In an interview, founder and chief executive Byju Raveendran spoke about the reasons for the Aakash acquisition, plans for the new fiscal and the company’s aim for a public listing. Edited excerpts:
Why did you acquire Aakash Educational Services?
We have been exploring the blended hybrid model, including online and offline learning, for some time now, which we believe is the right format. You can see our hybrid approach in our K-12 segment as well.
We could have created a hybrid model (for test preparation) ourselves, but that would have taken us 2-3 years to build and a total of five years to show results. Hence, with Aakash, we saw a real synergy coming together of conceptual learning.
For test prep, it is difficult to replicate the rigour and intensity of competitive exams online. You need a group studying environment and some interactions with teachers during preparation, which can only be achieved through offline play. Hence, this acquisition allows the online and offline world to come together in the best possible way. What will be the ratio of online-to-offline learning is difficult for us to comment on. It will be different for different students.

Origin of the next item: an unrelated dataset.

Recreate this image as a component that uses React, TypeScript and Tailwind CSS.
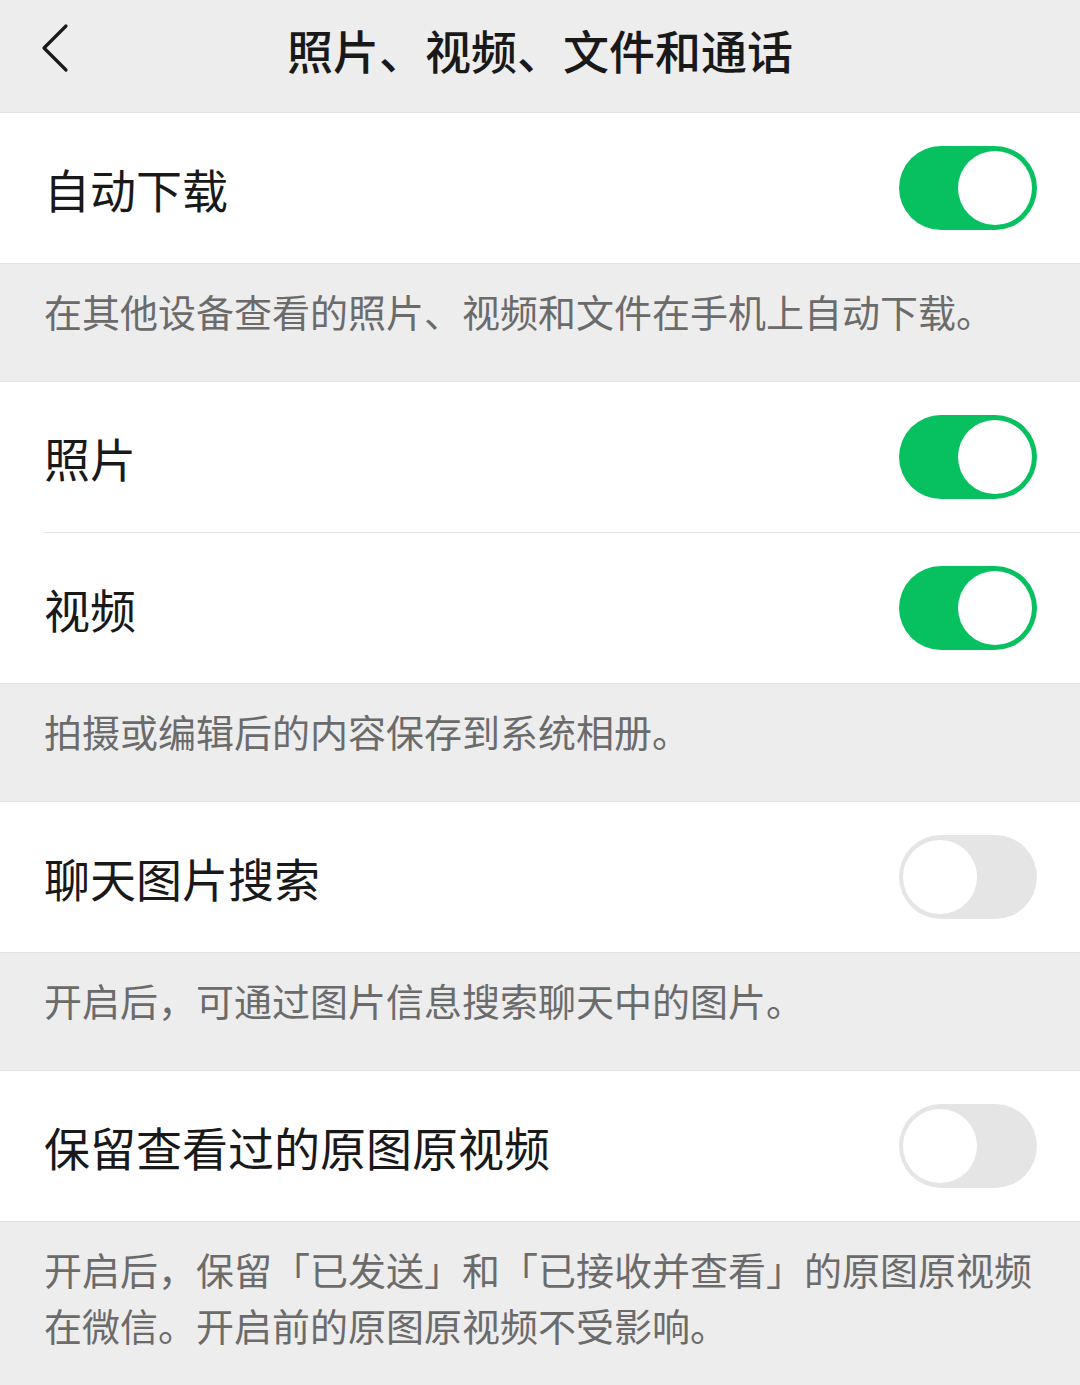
import { useState } from "react";

const font = { fontFamily: '"Noto Sans CJK SC", "Noto Sans", sans-serif' };

function Toggle({ on, onChange }: { on: boolean; onChange: () => void }) {
  return (
    <button
      onClick={onChange}
      className={`relative h-[84px] w-[138px] shrink-0 rounded-full transition-colors ${
        on ? "bg-[#07c160]" : "bg-[#e5e5e5]"
      }`}
    >
      <span
        className={`absolute top-[5px] h-[74px] w-[74px] rounded-full bg-white transition-all ${
          on ? "left-[59px]" : "left-[4px]"
        }`}
      />
    </button>
  );
}

function Row({
  label,
  on,
  onChange,
  divider,
}: {
  label: string;
  on: boolean;
  onChange: () => void;
  divider?: boolean;
}) {
  return (
    <div className="bg-white pl-[44px]">
      <div
        className={`flex items-center justify-between pr-[43px] ${
          divider ? "h-[151px] border-b border-[#e5e5e5]" : "h-[150px]"
        }`}
      >
        <span className="text-[46px] leading-none text-[#191919]">{label}</span>
        <Toggle on={on} onChange={onChange} />
      </div>
    </div>
  );
}

function Desc({ children }: { children: React.ReactNode }) {
  return (
    <div className="border-y border-[#e3e3e3] bg-[#ededed] px-[44px] pt-[19px] pb-[42px] text-[38px] leading-[56px] text-[#6b6b6b]">
      {children}
    </div>
  );
}

export default function App() {
  const [s, setS] = useState({ auto: true, photo: true, video: true, search: false, keep: false });
  const flip = (k: keyof typeof s) => setS((p) => ({ ...p, [k]: !p[k] }));

  return (
    <div className="min-h-[1385px] w-[1080px] bg-[#ededed]" style={font}>
      {/* Nav bar */}
      <div className="relative flex h-[113px] items-start justify-center border-b border-[#e3e3e3] bg-[#ededed] pt-[26px]">
        <button className="absolute left-[36px] top-[19px] p-1">
          <svg width="32" height="50" viewBox="0 0 32 50" fill="none">
            <path d="M26 3 L4 25 L26 47" stroke="#191919" strokeWidth="3.2" strokeLinecap="round" strokeLinejoin="round" />
          </svg>
        </button>
        <h1 className="text-[46px] font-medium leading-none text-[#191919]">照片、视频、文件和通话</h1>
      </div>

      <Row label="自动下载" on={s.auto} onChange={() => flip("auto")} />
      <Desc>在其他设备查看的照片、视频和文件在手机上自动下载。</Desc>

      <Row label="照片" on={s.photo} onChange={() => flip("photo")} divider />
      <Row label="视频" on={s.video} onChange={() => flip("video")} />
      <Desc>拍摄或编辑后的内容保存到系统相册。</Desc>

      <Row label="聊天图片搜索" on={s.search} onChange={() => flip("search")} />
      <Desc>开启后，可通过图片信息搜索聊天中的图片。</Desc>

      <Row label="保留查看过的原图原视频" on={s.keep} onChange={() => flip("keep")} />
      <Desc>开启后，保留「已发送」和「已接收并查看」的原图原视频在微信。开启前的原图原视频不受影响。</Desc>
    </div>
  );
}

What are the segments Byju’s will double down on?
For us, K-12 is a big space, which has the potential to scale not just in India but globally. Test preparation is a big segment in markets like India. We will look to deepen our play for test preparation through the Aakash acquisition before thinking of heading to any international geographies.
There is another big opportunity with regard to the ‘upskilling’ and ‘reskilling’ segment and to disrupt university degree courses through online. Regulations are also changing for this segment, with universities increasingly having the option of providing education online. That is a big vertical Byju’s is absent in.
Are more acquisitions on the cards?
We are looking at a couple of acquisitions that will drive our international expansion. However, there is always that strategic decision to buy or to build. Sometimes, there isn’t a solution for us to acquire in the space where we might be thinking of entering. What is important for us is whether we can provide a synchronous offering of our acquisitions to our customer base.
Is Byju’s looking at a potential public offering?
For Byju’s, going public is a clear option, considering the growth that the company has been able to show, both through operations and inorganic acquisitions. We are seriously thinking of an 18-24 months timeline to look at a public offering. But it can take a bit longer, too, since we are in no hurry and will look at the right market timing. We do not need to make an initial public offering to give any (investor) exits, but for creating a large public company in the interest of the ecosystem in which we operate in. For Byju’s, an IPO will just be a big milestone. We are building a business to sustain for decades.